TASK INSTRUCTIONS:
Quote every line below exactly and skip any picture.

PROVIDED MATERIAL:
++++++
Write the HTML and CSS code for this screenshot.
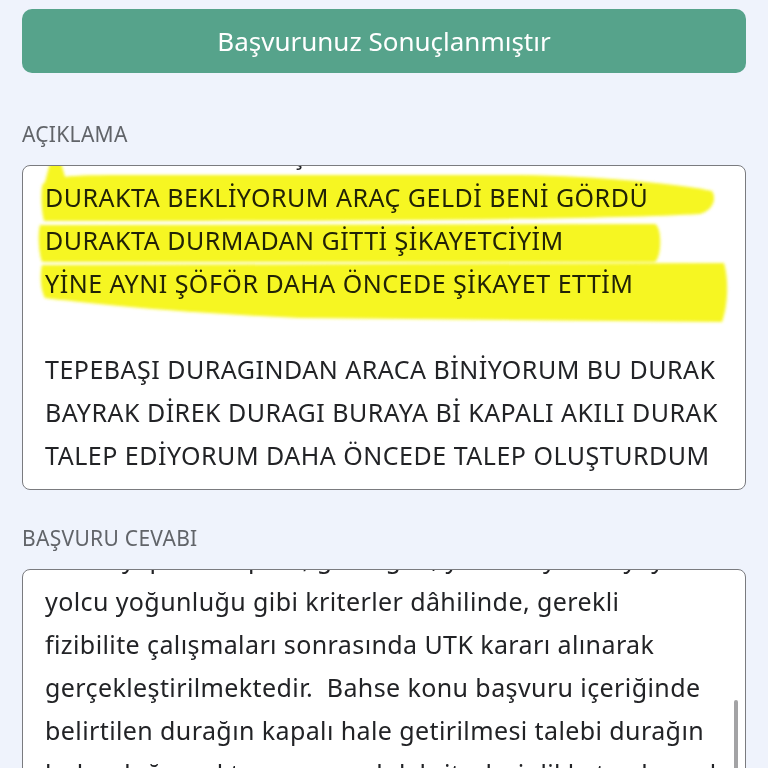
FILE: index.html
```html
<!DOCTYPE html>
<html lang="tr">
<head>
<meta charset="utf-8">
<title>Başvuru</title>
<link rel="stylesheet" href="styles.css">
</head>
<body>
<div class="page">
  <div class="status-btn">Başvurunuz Sonuçlanmıştır</div>

  <section class="field field-first">
    <div class="field-label">AÇIKLAMA</div>
    <div class="textbox textbox-desc">
      <div class="scroll upper">
        <div class="line">DÜN DE O AYNI ARAÇ</div>
        <div class="line">DURAKTA BEKLİYORUM ARAÇ GELDİ BENİ GÖRDÜ</div>
        <div class="line">DURAKTA DURMADAN GİTTİ ŞİKAYETCİYİM</div>
        <div class="line">YİNE AYNI ŞÖFÖR DAHA ÖNCEDE ŞİKAYET ETTİM</div>
        <div class="line">&nbsp;</div>
        <div class="line">TEPEBAŞI DURAGINDAN ARACA BİNİYORUM BU DURAK</div>
        <div class="line">BAYRAK DİREK DURAGI BURAYA Bİ KAPALI AKILI DURAK</div>
        <div class="line">TALEP EDİYORUM DAHA ÖNCEDE TALEP OLUŞTURDUM</div>
      </div>
      <svg class="highlight" viewBox="22 165 724 325" width="724" height="325" aria-hidden="true">
        <defs>
          <filter id="soft" x="-5%" y="-20%" width="110%" height="140%">
            <feGaussianBlur stdDeviation="1.6"/>
          </filter>
        </defs>
        <g fill="#f6f622" filter="url(#soft)">
          <path d="M50,163 L61,163 L66,180 L44,186 Z"/>
          <path d="M42,186 C45,178 60,175 120,175 L520,175 C600,176 680,184 712,191 C717,199 713,210 700,214 C600,220 300,221 120,221 L44,221 C41,210 41,195 42,186 Z"/>
          <path d="M40,225 L655,224 C662,227 662,256 655,262 L42,262 C38,250 38,233 40,225 Z"/>
          <path d="M42,265 L724,263 C729,280 728,305 722,322 L300,318 C200,314 100,305 45,298 C40,290 40,272 42,265 Z"/>
        </g>
      </svg>
    </div>
  </section>

  <section class="field field-second">
    <div class="field-label">BAŞVURU CEVABI</div>
    <div class="textbox textbox-reply">
      <div class="scroll lower">
        <div class="line">durak yapım talepleri; güzergah, yolcu sayısı ve yaya</div>
        <div class="line">yolcu yoğunluğu gibi kriterler dâhilinde, gerekli</div>
        <div class="line">fizibilite çalışmaları sonrasında UTK kararı alınarak</div>
        <div class="line">gerçekleştirilmektedir.  Bahse konu başvuru içeriğinde</div>
        <div class="line">belirtilen durağın kapalı hale getirilmesi talebi durağın</div>
        <div class="line">bulunduğu noktanın uygunluk kriterleri dikkate alınarak</div>
      </div>
      <div class="scrollbar"></div>
    </div>
  </section>
</div>
</body>
</html>
```

FILE: styles.css
```css
html, body {
  margin: 0;
  padding: 0;
}

body {
  width: 768px;
  height: 768px;
  overflow: hidden;
  background: #eff3fc;
  font-family: "Noto Sans", "Open Sans", "DejaVu Sans", sans-serif;
  color: #222326;
}

.page {
  padding: 9px 22px 0;
}

.status-btn {
  height: 64px;
  border-radius: 10px;
  background: #56a38b;
  color: #ffffff;
  font-size: 26px;
  display: flex;
  align-items: center;
  justify-content: center;
}

.field-first {
  margin-top: 49px;
}

.field-second {
  margin-top: 36px;
}

.field-label {
  font-size: 21px;
  line-height: 24px;
  letter-spacing: 0.3px;
  color: #616469;
  margin-bottom: 19px;
}

.textbox {
  position: relative;
  box-sizing: border-box;
  background: #ffffff;
  border: 1.5px solid #7a7b7f;
  border-radius: 8px;
  overflow: hidden;
}

.textbox-desc {
  height: 325px;
}

.textbox-reply {
  height: 260px;
}

.scroll {
  margin-top: -33px;
  padding: 0 22px;
  font-size: 25px;
  line-height: 43px;
}

.upper {
  letter-spacing: 0.5px;
}

.lower {
  letter-spacing: 0.4px;
}

.line {
  white-space: pre;
}

.highlight {
  position: absolute;
  left: -1.5px;
  top: -1.5px;
  mix-blend-mode: multiply;
  pointer-events: none;
}

.scrollbar {
  position: absolute;
  right: 7px;
  top: 130px;
  width: 4px;
  height: 140px;
  border-radius: 2px;
  background: #a3a3a5;
}
```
++++++
FINAL ANSWER:
Write the HTML and CSS code for this screenshot.
FILE: index.html
```html
<!DOCTYPE html>
<html lang="tr">
<head>
<meta charset="utf-8">
<title>Başvuru</title>
<link rel="stylesheet" href="styles.css">
</head>
<body>
<div class="page">
  <div class="status-btn">Başvurunuz Sonuçlanmıştır</div>

  <section class="field field-first">
    <div class="field-label">AÇIKLAMA</div>
    <div class="textbox textbox-desc">
      <div class="scroll upper">
        <div class="line">DÜN DE O AYNI ARAÇ</div>
        <div class="line">DURAKTA BEKLİYORUM ARAÇ GELDİ BENİ GÖRDÜ</div>
        <div class="line">DURAKTA DURMADAN GİTTİ ŞİKAYETCİYİM</div>
        <div class="line">YİNE AYNI ŞÖFÖR DAHA ÖNCEDE ŞİKAYET ETTİM</div>
        <div class="line">&nbsp;</div>
        <div class="line">TEPEBAŞI DURAGINDAN ARACA BİNİYORUM BU DURAK</div>
        <div class="line">BAYRAK DİREK DURAGI BURAYA Bİ KAPALI AKILI DURAK</div>
        <div class="line">TALEP EDİYORUM DAHA ÖNCEDE TALEP OLUŞTURDUM</div>
      </div>
      <svg class="highlight" viewBox="22 165 724 325" width="724" height="325" aria-hidden="true">
        <defs>
          <filter id="soft" x="-5%" y="-20%" width="110%" height="140%">
            <feGaussianBlur stdDeviation="1.6"/>
          </filter>
        </defs>
        <g fill="#f6f622" filter="url(#soft)">
          <path d="M50,163 L61,163 L66,180 L44,186 Z"/>
          <path d="M42,186 C45,178 60,175 120,175 L520,175 C600,176 680,184 712,191 C717,199 713,210 700,214 C600,220 300,221 120,221 L44,221 C41,210 41,195 42,186 Z"/>
          <path d="M40,225 L655,224 C662,227 662,256 655,262 L42,262 C38,250 38,233 40,225 Z"/>
          <path d="M42,265 L724,263 C729,280 728,305 722,322 L300,318 C200,314 100,305 45,298 C40,290 40,272 42,265 Z"/>
        </g>
      </svg>
    </div>
  </section>

  <section class="field field-second">
    <div class="field-label">BAŞVURU CEVABI</div>
    <div class="textbox textbox-reply">
      <div class="scroll lower">
        <div class="line">durak yapım talepleri; güzergah, yolcu sayısı ve yaya</div>
        <div class="line">yolcu yoğunluğu gibi kriterler dâhilinde, gerekli</div>
        <div class="line">fizibilite çalışmaları sonrasında UTK kararı alınarak</div>
        <div class="line">gerçekleştirilmektedir.  Bahse konu başvuru içeriğinde</div>
        <div class="line">belirtilen durağın kapalı hale getirilmesi talebi durağın</div>
        <div class="line">bulunduğu noktanın uygunluk kriterleri dikkate alınarak</div>
      </div>
      <div class="scrollbar"></div>
    </div>
  </section>
</div>
</body>
</html>
```

FILE: styles.css
```css
html, body {
  margin: 0;
  padding: 0;
}

body {
  width: 768px;
  height: 768px;
  overflow: hidden;
  background: #eff3fc;
  font-family: "Noto Sans", "Open Sans", "DejaVu Sans", sans-serif;
  color: #222326;
}

.page {
  padding: 9px 22px 0;
}

.status-btn {
  height: 64px;
  border-radius: 10px;
  background: #56a38b;
  color: #ffffff;
  font-size: 26px;
  display: flex;
  align-items: center;
  justify-content: center;
}

.field-first {
  margin-top: 49px;
}

.field-second {
  margin-top: 36px;
}

.field-label {
  font-size: 21px;
  line-height: 24px;
  letter-spacing: 0.3px;
  color: #616469;
  margin-bottom: 19px;
}

.textbox {
  position: relative;
  box-sizing: border-box;
  background: #ffffff;
  border: 1.5px solid #7a7b7f;
  border-radius: 8px;
  overflow: hidden;
}

.textbox-desc {
  height: 325px;
}

.textbox-reply {
  height: 260px;
}

.scroll {
  margin-top: -33px;
  padding: 0 22px;
  font-size: 25px;
  line-height: 43px;
}

.upper {
  letter-spacing: 0.5px;
}

.lower {
  letter-spacing: 0.4px;
}

.line {
  white-space: pre;
}

.highlight {
  position: absolute;
  left: -1.5px;
  top: -1.5px;
  mix-blend-mode: multiply;
  pointer-events: none;
}

.scrollbar {
  position: absolute;
  right: 7px;
  top: 130px;
  width: 4px;
  height: 140px;
  border-radius: 2px;
  background: #a3a3a5;
}
```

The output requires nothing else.